There were two stories, or “files” as they were called in the show, featured in Untold New Orleans for Show One. The first was titled “The Rougarou Murders,” written by Beverly Brooks and Victor Allan Tallant. This story took place throughout the 19th and 20th century and looked at different points in time where people in New Orleans appeared to be murdered by a creature called a rougarou, which is the Cajun version of a werewolf that hunts down people who are guilt of a crime or sin. The second file on display was called “The Ghosts of Le Petit Theatre,” written by Victor Allan Tallant. This story showcased some of the different ghosts that are said to reside in Le Petit Theatre du Vieux Carre-like 1920s actress named Caroline who haunts a mirror in the theater, a German stagehand named Hans who takes props and costumes, and a top hat wearing ghost called The Spectator who always watches the stage from one of the balconies in the theater. Both stories of Untold New Orleans starred talent actors like B.D. Boudreaux, Soline McLain, Jessica Daigle, Karen Shields, and Richard Mayer, who is also the owner of Valiant Theatre and Lounge.
I found the first installment of the Untold New Orleans series to be a really enjoyable premier. I have always been a fan of local New Orleans ghost stories and folktales, so this was absolutely my cup of tea. I also really liked the idea of making the series like a radio drama. It really harkens back to an age where radio shows like The Mercury Theatre on the Air, which featured the famous War of the Worlds broadcast, were very popular, an age that I know many people are nostalgic for. Lokey, Brooks, and actress Darcy Preston provided a number of different sound effects during the performance, which really helped with the immersion. All of the actors did a fine job in their roles and made sure to give little doses of comedy amidst all of the drama. I had a good time with this, and I can’t wait to see what other stories are adapted into future Untold New Orleans performances.
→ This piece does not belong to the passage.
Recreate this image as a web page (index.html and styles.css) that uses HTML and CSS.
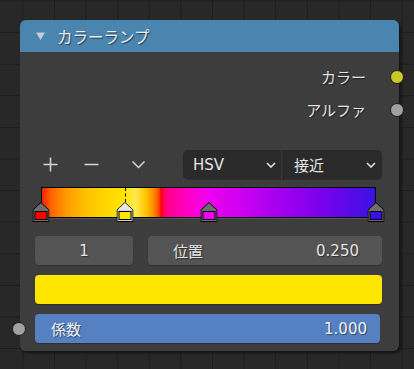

After a 20-minute intermission and a drink of the Valiant Theatre’s specialty beverage for the NOLA Voice Theatre series, the NVT Cocktail, Act Two presented a voice theater style production of the classic 1940s dark comedy Arsenic and Old Lace, written by Joseph Kesselring and adapted for radio by Harry Kronman. The play is about Mortimer Brewster (played by William Lee), a drama critic in Brooklyn, who finds out his two old aunts Abby and Martha (played by Karen Shields and Beverly Brooks respectively) have murdered 12 men and had his brother Teddy (played by Vatican Lokey), who believes himself to be Theodore Roosevelt, to dig the “Panama Canal” in their home’s cellar to hide the bodies. Things get even more complicated when Mortimer’s other homicidal brother Jonathan (played by B.D. Boudreaux) and his accomplice Dr. Einstein (played by Richard Mayer) show up to the house to hide a body of their own. Craziness and hilarity ensues.
Arsenic and Old Lace is, of course, a comedy classic, and NOLA Voice Theatre’s production retained all of the darkly funny charm that made the original play such a standard. The plot has a lot of twist and turns, and the jokes made me laugh really, really hard. Of course, both of these elements are very reliant on the strength of the actors, and all of the actors did a really good job portraying these characters. Lee provided a good straight man performance to offset all of the craziness surrounding him, and Shields and Brooks did a good job portraying the two sweetest and most charming murderers you will ever seen. There were some instances during the show were some of the actors flubbed their lines or came in too early, but those occurrences were very minimal and didn’t detract from the overall enjoyment I had during the entire thing. In my opinion, the cast and crew did a good job portraying Arsenic and Old Lace with all of its grave seriousness and laugh out loud hilarious moments.
NOLA Voice Theatre is putting on two more shows at the Valiant Theatre and Lounge on July 17 and August 19. Both performance days will feature more stories from Untold New Orleans during Act One. The July 17 show, which was originally gonna show Death Takes a Holiday, will now be putting on The Man Who Came to Dinner during Act Two, while the August 19 show will feature The Shop Around the Corner.